* start *

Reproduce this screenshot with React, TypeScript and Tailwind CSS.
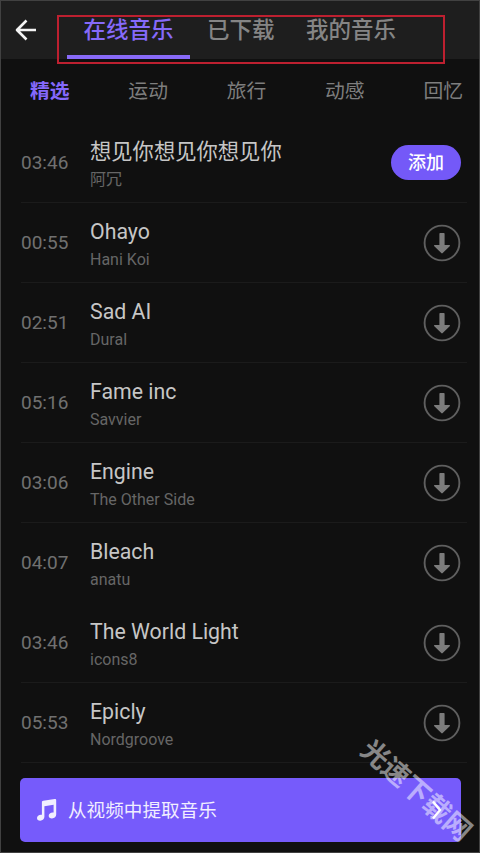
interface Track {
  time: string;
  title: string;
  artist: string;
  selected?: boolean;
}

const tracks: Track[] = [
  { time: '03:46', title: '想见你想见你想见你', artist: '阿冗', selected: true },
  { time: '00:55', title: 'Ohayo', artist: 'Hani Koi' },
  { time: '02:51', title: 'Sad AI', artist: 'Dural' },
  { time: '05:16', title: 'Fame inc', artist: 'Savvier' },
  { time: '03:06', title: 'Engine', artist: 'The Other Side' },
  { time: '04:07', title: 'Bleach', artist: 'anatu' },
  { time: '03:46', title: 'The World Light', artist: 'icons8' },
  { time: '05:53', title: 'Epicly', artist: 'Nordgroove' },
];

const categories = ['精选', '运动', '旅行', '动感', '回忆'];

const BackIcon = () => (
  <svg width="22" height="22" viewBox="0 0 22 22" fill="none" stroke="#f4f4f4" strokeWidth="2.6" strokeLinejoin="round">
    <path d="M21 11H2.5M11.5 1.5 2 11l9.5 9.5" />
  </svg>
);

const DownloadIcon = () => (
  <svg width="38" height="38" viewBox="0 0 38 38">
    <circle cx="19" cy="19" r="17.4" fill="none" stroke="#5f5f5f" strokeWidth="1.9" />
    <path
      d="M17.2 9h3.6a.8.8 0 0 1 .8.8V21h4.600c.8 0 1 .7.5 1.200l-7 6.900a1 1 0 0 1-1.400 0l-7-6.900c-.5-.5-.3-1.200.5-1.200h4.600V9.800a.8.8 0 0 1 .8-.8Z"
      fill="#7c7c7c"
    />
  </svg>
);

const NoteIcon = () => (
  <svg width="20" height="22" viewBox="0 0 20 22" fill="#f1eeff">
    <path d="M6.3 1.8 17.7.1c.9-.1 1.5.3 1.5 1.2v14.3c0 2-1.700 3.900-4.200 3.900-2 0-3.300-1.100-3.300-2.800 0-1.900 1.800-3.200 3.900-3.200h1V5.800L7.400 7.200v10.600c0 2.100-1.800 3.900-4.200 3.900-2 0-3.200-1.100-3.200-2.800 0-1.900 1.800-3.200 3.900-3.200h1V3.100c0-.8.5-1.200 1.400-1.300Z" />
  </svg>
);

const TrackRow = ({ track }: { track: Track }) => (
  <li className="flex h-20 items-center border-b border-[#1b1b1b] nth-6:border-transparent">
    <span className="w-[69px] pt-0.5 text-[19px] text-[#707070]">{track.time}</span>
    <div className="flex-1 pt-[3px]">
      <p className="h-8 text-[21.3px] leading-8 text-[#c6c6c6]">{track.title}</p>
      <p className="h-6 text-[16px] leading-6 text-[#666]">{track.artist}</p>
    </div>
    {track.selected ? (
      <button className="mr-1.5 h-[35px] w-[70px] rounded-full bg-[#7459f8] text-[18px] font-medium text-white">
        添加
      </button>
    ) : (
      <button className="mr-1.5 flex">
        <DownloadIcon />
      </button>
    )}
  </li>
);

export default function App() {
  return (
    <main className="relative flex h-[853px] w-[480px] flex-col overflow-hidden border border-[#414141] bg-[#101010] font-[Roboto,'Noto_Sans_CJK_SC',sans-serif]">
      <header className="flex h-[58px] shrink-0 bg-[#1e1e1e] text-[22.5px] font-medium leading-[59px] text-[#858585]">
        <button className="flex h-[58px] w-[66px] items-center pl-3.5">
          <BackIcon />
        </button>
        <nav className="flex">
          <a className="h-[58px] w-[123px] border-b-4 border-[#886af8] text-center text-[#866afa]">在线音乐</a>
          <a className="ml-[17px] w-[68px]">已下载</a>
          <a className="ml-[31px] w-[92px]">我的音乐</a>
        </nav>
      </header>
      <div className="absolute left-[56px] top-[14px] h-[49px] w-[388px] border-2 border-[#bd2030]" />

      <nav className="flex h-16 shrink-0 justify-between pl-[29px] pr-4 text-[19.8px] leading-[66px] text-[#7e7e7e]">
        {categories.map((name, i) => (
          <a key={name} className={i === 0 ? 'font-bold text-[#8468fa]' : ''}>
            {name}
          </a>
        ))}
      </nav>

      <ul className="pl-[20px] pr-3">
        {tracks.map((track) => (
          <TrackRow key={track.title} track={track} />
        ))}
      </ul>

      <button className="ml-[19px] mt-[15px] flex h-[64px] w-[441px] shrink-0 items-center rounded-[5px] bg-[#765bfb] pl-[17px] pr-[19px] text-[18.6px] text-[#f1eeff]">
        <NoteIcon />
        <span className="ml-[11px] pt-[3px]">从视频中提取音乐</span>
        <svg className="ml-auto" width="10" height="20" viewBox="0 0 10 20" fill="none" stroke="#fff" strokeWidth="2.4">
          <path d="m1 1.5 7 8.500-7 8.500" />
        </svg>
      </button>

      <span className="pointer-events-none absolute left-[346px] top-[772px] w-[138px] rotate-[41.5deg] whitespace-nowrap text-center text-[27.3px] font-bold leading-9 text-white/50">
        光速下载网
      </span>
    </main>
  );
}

* end *

Leave the pictures out and copy the rest of the data exactly.

Reproduce this screenshot with React, TypeScript and Tailwind CSS.
interface Track {
  time: string;
  title: string;
  artist: string;
  selected?: boolean;
}

const tracks: Track[] = [
  { time: '03:46', title: '想见你想见你想见你', artist: '阿冗', selected: true },
  { time: '00:55', title: 'Ohayo', artist: 'Hani Koi' },
  { time: '02:51', title: 'Sad AI', artist: 'Dural' },
  { time: '05:16', title: 'Fame inc', artist: 'Savvier' },
  { time: '03:06', title: 'Engine', artist: 'The Other Side' },
  { time: '04:07', title: 'Bleach', artist: 'anatu' },
  { time: '03:46', title: 'The World Light', artist: 'icons8' },
  { time: '05:53', title: 'Epicly', artist: 'Nordgroove' },
];

const categories = ['精选', '运动', '旅行', '动感', '回忆'];

const BackIcon = () => (
  <svg width="22" height="22" viewBox="0 0 22 22" fill="none" stroke="#f4f4f4" strokeWidth="2.6" strokeLinejoin="round">
    <path d="M21 11H2.5M11.5 1.5 2 11l9.5 9.5" />
  </svg>
);

const DownloadIcon = () => (
  <svg width="38" height="38" viewBox="0 0 38 38">
    <circle cx="19" cy="19" r="17.4" fill="none" stroke="#5f5f5f" strokeWidth="1.9" />
    <path
      d="M17.2 9h3.6a.8.8 0 0 1 .8.8V21h4.600c.8 0 1 .7.5 1.200l-7 6.900a1 1 0 0 1-1.400 0l-7-6.900c-.5-.5-.3-1.200.5-1.200h4.600V9.800a.8.8 0 0 1 .8-.8Z"
      fill="#7c7c7c"
    />
  </svg>
);

const NoteIcon = () => (
  <svg width="20" height="22" viewBox="0 0 20 22" fill="#f1eeff">
    <path d="M6.3 1.8 17.7.1c.9-.1 1.5.3 1.5 1.2v14.3c0 2-1.700 3.900-4.200 3.900-2 0-3.300-1.100-3.300-2.800 0-1.900 1.800-3.200 3.900-3.200h1V5.800L7.400 7.200v10.600c0 2.100-1.800 3.900-4.200 3.900-2 0-3.200-1.100-3.200-2.800 0-1.900 1.800-3.200 3.900-3.200h1V3.100c0-.8.5-1.200 1.400-1.300Z" />
  </svg>
);

const TrackRow = ({ track }: { track: Track }) => (
  <li className="flex h-20 items-center border-b border-[#1b1b1b] nth-6:border-transparent">
    <span className="w-[69px] pt-0.5 text-[19px] text-[#707070]">{track.time}</span>
    <div className="flex-1 pt-[3px]">
      <p className="h-8 text-[21.3px] leading-8 text-[#c6c6c6]">{track.title}</p>
      <p className="h-6 text-[16px] leading-6 text-[#666]">{track.artist}</p>
    </div>
    {track.selected ? (
      <button className="mr-1.5 h-[35px] w-[70px] rounded-full bg-[#7459f8] text-[18px] font-medium text-white">
        添加
      </button>
    ) : (
      <button className="mr-1.5 flex">
        <DownloadIcon />
      </button>
    )}
  </li>
);

export default function App() {
  return (
    <main className="relative flex h-[853px] w-[480px] flex-col overflow-hidden border border-[#414141] bg-[#101010] font-[Roboto,'Noto_Sans_CJK_SC',sans-serif]">
      <header className="flex h-[58px] shrink-0 bg-[#1e1e1e] text-[22.5px] font-medium leading-[59px] text-[#858585]">
        <button className="flex h-[58px] w-[66px] items-center pl-3.5">
          <BackIcon />
        </button>
        <nav className="flex">
          <a className="h-[58px] w-[123px] border-b-4 border-[#886af8] text-center text-[#866afa]">在线音乐</a>
          <a className="ml-[17px] w-[68px]">已下载</a>
          <a className="ml-[31px] w-[92px]">我的音乐</a>
        </nav>
      </header>
      <div className="absolute left-[56px] top-[14px] h-[49px] w-[388px] border-2 border-[#bd2030]" />

      <nav className="flex h-16 shrink-0 justify-between pl-[29px] pr-4 text-[19.8px] leading-[66px] text-[#7e7e7e]">
        {categories.map((name, i) => (
          <a key={name} className={i === 0 ? 'font-bold text-[#8468fa]' : ''}>
            {name}
          </a>
        ))}
      </nav>

      <ul className="pl-[20px] pr-3">
        {tracks.map((track) => (
          <TrackRow key={track.title} track={track} />
        ))}
      </ul>

      <button className="ml-[19px] mt-[15px] flex h-[64px] w-[441px] shrink-0 items-center rounded-[5px] bg-[#765bfb] pl-[17px] pr-[19px] text-[18.6px] text-[#f1eeff]">
        <NoteIcon />
        <span className="ml-[11px] pt-[3px]">从视频中提取音乐</span>
        <svg className="ml-auto" width="10" height="20" viewBox="0 0 10 20" fill="none" stroke="#fff" strokeWidth="2.4">
          <path d="m1 1.5 7 8.500-7 8.500" />
        </svg>
      </button>

      <span className="pointer-events-none absolute left-[346px] top-[772px] w-[138px] rotate-[41.5deg] whitespace-nowrap text-center text-[27.3px] font-bold leading-9 text-white/50">
        光速下载网
      </span>
    </main>
  );
}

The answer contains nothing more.